Court Orders Company to Comply with Rule 34

State Issues

On October 16, a California district court issued a declaratory judgment ordering a company to comply with Rule 34 as cited in the Federal Rules of Civil Procedure. Rule 34 has two specific and separate requirements: (i) “[a] party must produce documents as they are kept in the ordinary course of business or must organize and label them to correspond to the categories in the request;” and (ii) [if] a request does not specify a form for producing electronically stored information (ESI), a party must produce it in a form in which it is ordinarily maintained or in a reasonably usable forms.” In this case, the defendant served initial document requests to the company. The parties agreed to meet and discussed about how the company would produce the requested documents.
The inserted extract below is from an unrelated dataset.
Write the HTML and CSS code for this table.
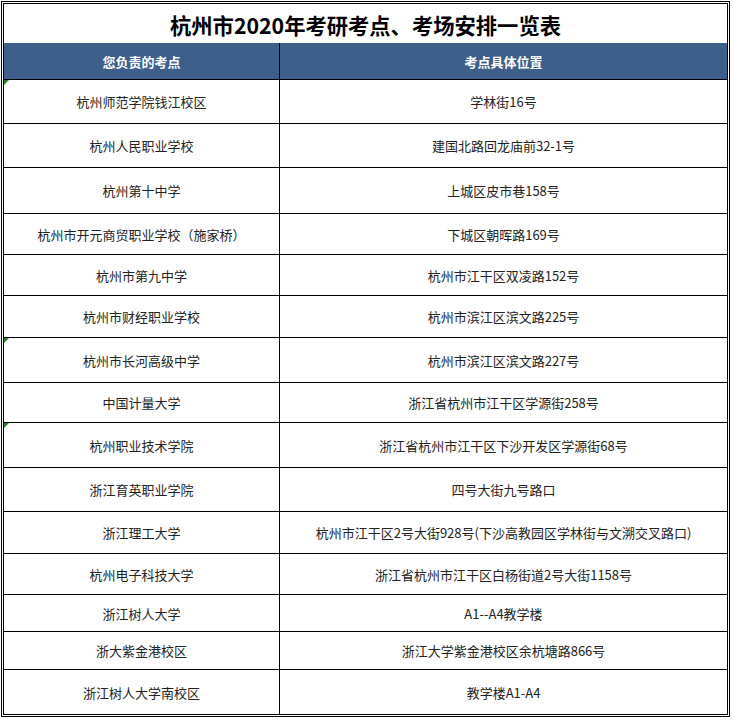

Thereafter, the company produced 41,000 pages of ESI consisting of flash drive and email. The drive and email contained no custodial index, table, or categories – just all folders of files. The Court ruled that, although the company satisfied with the first requirement of Rule 34, the company failed to adhere to the second requirement because the company must (i) either organize and label each document it has produced or it shall provide custodial and other organizational information along the lines outlined above and (2) produce load files for its production containing searchable text and metadata. Venture Corp. v. Barrett5:13-cv-03384-PSG, WL 5305575 (N.D. Cal. Oct.16, 2014)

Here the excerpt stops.